To the right of the walkway of “despair” stood Brian Curd, 33, shivering in the bitter cold. He was visiting from Los Angeles and was wearing only two layers. He read the quote carved in the memorial’s north wall: “The ultimate measure of a man is not where he stands in moments of comfort and convenience, but where he stands at times of challenge and controversy.”

He stepped back, looked up and read the quote again.

“There’s a lot of discord right now,” said Curd, a mechanical engineer. “We are fractured. Civility has been lost. As a society, we have two halves — two countries right now.”

Curd recalled the August 2017 white-nationalist rally in Charlottesville, where Heather Heyer, a 32-year-old antiracism activist, was killed when a car drove into a crowd of counterprotesters. A self-professed neo-Nazi has been charged in the incident.

“Charlottesville was very ugly,” Curd said, “very disappointing, especially with the death of that woman. People have a right to assemble, even if what they say is disgusting. It might still be awhile before things change for the better, but I’m hopeful. I think we will make it through this rough patch.”

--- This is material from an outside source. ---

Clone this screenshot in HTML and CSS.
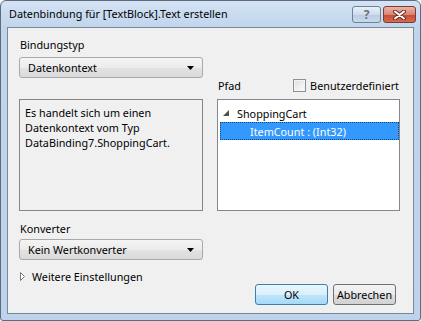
FILE: index.html
```html
<!DOCTYPE html>
<html lang="de">
<head>
    <meta charset="UTF-8">
    <title>Datenbindung</title>
    <link rel="stylesheet" href="styles.css">
</head>
<body>
    <div class="window">
        <div class="titlebar">
            <span class="title">Datenbindung für [TextBlock].Text erstellen</span>
            <div class="caption-buttons">
                <span class="caption-btn help">?</span>
                <span class="caption-btn close">
                    <svg width="13" height="10" viewBox="0 0 13 10">
                        <path d="M2 1.5 L11 8.5 M11 1.5 L2 8.5" stroke="#6a2c22" stroke-width="4" stroke-linecap="round"/>
                        <path d="M2 1.5 L11 8.5 M11 1.5 L2 8.5" stroke="#fff" stroke-width="2" stroke-linecap="round"/>
                    </svg>
                </span>
            </div>
        </div>

        <div class="client">
            <div class="columns">
                <div class="col col-left">
                    <div class="label">Bindungstyp</div>
                    <div class="combo">
                        <span>Datenkontext</span>
                        <svg class="arrow" width="7" height="4" viewBox="0 0 7 4"><path d="M0 0 H7 L3.5 4 Z" fill="#000"/></svg>
                    </div>
                    <div class="infobox">Es handelt sich um einen<br>Datenkontext vom Typ<br>DataBinding7.ShoppingCart.</div>
                </div>
                <div class="col col-right">
                    <div class="path-header">
                        <span>Pfad</span>
                        <span class="check"><span class="checkbox"></span>Benutzerdefiniert</span>
                    </div>
                    <div class="tree">
                        <div class="tree-row">
                            <svg class="expander" width="6" height="6" viewBox="0 0 6 6"><path d="M6 0 V6 H0 Z" fill="#4d4d4d"/></svg>
                            ShoppingCart
                        </div>
                        <div class="tree-row child selected">ItemCount : (Int32)</div>
                    </div>
                </div>
            </div>

            <div class="label converter-label">Konverter</div>
            <div class="combo">
                <span>Kein Wertkonverter</span>
                <svg class="arrow" width="7" height="4" viewBox="0 0 7 4"><path d="M0 0 H7 L3.5 4 Z" fill="#000"/></svg>
            </div>

            <div class="more">
                <svg width="5" height="9" viewBox="0 0 5 9"><path d="M0.5 0.5 L4.5 4.5 L0.5 8.5 Z" fill="#fff" stroke="#7a7a7a"/></svg>
                Weitere Einstellungen
            </div>

            <div class="actions">
                <span class="button default">OK</span>
                <span class="button">Abbrechen</span>
            </div>
        </div>
    </div>
</body>
</html>
```

FILE: styles.css
```css
* {
  box-sizing: border-box;
}

body {
  margin: 0;
  background: #ffffff;
  font-family: "Noto Sans", "Open Sans", sans-serif;
  font-size: 10.8px;
  color: #000;
}

.window {
  width: 421px;
  height: 321px;
  border: 1px solid #5c6c7e;
  border-radius: 6px 6px 3px 3px;
  background: linear-gradient(#d5e3f4, #c0d5ec 26px, #bdd3eb);
  display: flex;
  flex-direction: column;
}

/* title bar */
.titlebar {
  height: 26px;
  display: flex;
  justify-content: space-between;
  align-items: flex-start;
  padding: 0 4px 0 8px;
}

.title {
  margin-top: 6px;
  line-height: 14px;
}

.caption-buttons {
  display: flex;
  gap: 2px;
  margin-top: 5px;
}

.caption-btn {
  height: 17px;
  border: 1px solid #6f8196;
  border-radius: 3px;
  display: flex;
  align-items: center;
  justify-content: center;
}

.help {
  width: 29px;
  background: linear-gradient(#e8eff8, #cfdcec 50%, #b8cbe1 51%, #cbdaeb);
  color: #68727e;
  font-weight: bold;
  font-size: 12px;
}

.close {
  width: 33px;
  border-color: #7e3b30;
  background: linear-gradient(#eab4a9, #db8471 50%, #c74a33 51%, #d56b52);
}

/* client area */
.client {
  flex: 1;
  margin: 0 6px 6px;
  border: 1px solid #7b8996;
  background: #f0f0f0;
  padding: 9px 13px 0 11px;
  display: flex;
  flex-direction: column;
}

.columns {
  display: flex;
  gap: 14px;
}

.col {
  display: flex;
  flex-direction: column;
}

.col-left {
  width: 184px;
}

.col-right {
  width: 183px;
  justify-content: flex-end;
}

.label {
  line-height: 15px;
  padding-left: 1px;
}

.combo {
  width: 184px;
  height: 21px;
  margin-top: 5px;
  border: 1px solid #a9a9a9;
  border-radius: 3px;
  background: linear-gradient(#f4f4f4, #ececec 50%, #e2e2e2 51%, #dadada);
  display: flex;
  align-items: center;
  justify-content: space-between;
  padding: 0 8px 0 8px;
}

.infobox {
  height: 112px;
  margin-top: 21px;
  border: 1px solid #858585;
  background: #f0f0f0;
  padding: 5px 5px;
  line-height: 15px;
}

.path-header {
  display: flex;
  justify-content: space-between;
  align-items: center;
  height: 13px;
  margin-bottom: 7px;
  padding: 0 1px;
}

.check {
  display: flex;
  align-items: center;
  gap: 4px;
}

.checkbox {
  width: 13px;
  height: 13px;
  border: 1px solid #8e8f8f;
  background: linear-gradient(135deg, #dcdcdc, #ffffff);
  box-shadow: inset 0 0 0 1px #f4f4f4;
}

.tree {
  height: 112px;
  border: 1px solid #828790;
  background: #ffffff;
  padding: 4px 0 0 2px;
}

.tree-row {
  height: 18px;
  display: flex;
  align-items: center;
  padding-left: 3px;
}

.expander {
  margin-right: 8px;
}

.tree-row.child {
  padding-left: 30px;
}

.tree-row.selected {
  background: #3399ff;
  color: #ffffff;
  outline: 1px dotted #16487e;
  outline-offset: -1px;
}

.converter-label {
  margin-top: 10px;
}

.client > .combo {
  margin-top: 3px;
}

.more {
  display: flex;
  align-items: center;
  gap: 7px;
  line-height: 15px;
  margin-top: 9px;
  padding-left: 1px;
}

.actions {
  display: flex;
  justify-content: flex-end;
  gap: 5px;
  padding-right: 4px;
}

.button {
  width: 63px;
  height: 21px;
  border: 1px solid #707070;
  border-radius: 3px;
  background: linear-gradient(#f3f3f3, #ebebeb 50%, #dddddd 51%, #d2d2d2);
  display: flex;
  align-items: center;
  justify-content: center;
}

.button.default {
  width: 73px;
  border-color: #3c7fb1;
  background: linear-gradient(#eaf6fd, #d9f0fc 50%, #bee6fd 51%, #a7d9f5);
}
```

Just then, a family walked by the same King quote that had stopped Curd.

A young boy’s voice cut the cold, as he yelled with glee, “Daddy, can you read it?”

“¿Cuál quieres?” his father asked him in Spanish, which translates as, “Which do you want?”

The boy pointed again.

Daniel Magallanes, 42, a cybersecurity specialist who lives in Alexandria, swept up his son, Samuel, who was 3 and bundled in a black coat.

He began reading aloud to him: “The ultimate measure of a man. . . . ” Magallanes, who was visiting the memorial with his two young sons and wife, Maria, was not sure why Samuel had requested that quote. “But it resonates with me,” he said.

“I’m hopeful we’ll have more people rise and fight for what they believe in,” he said, “and what this country was initially founded on.”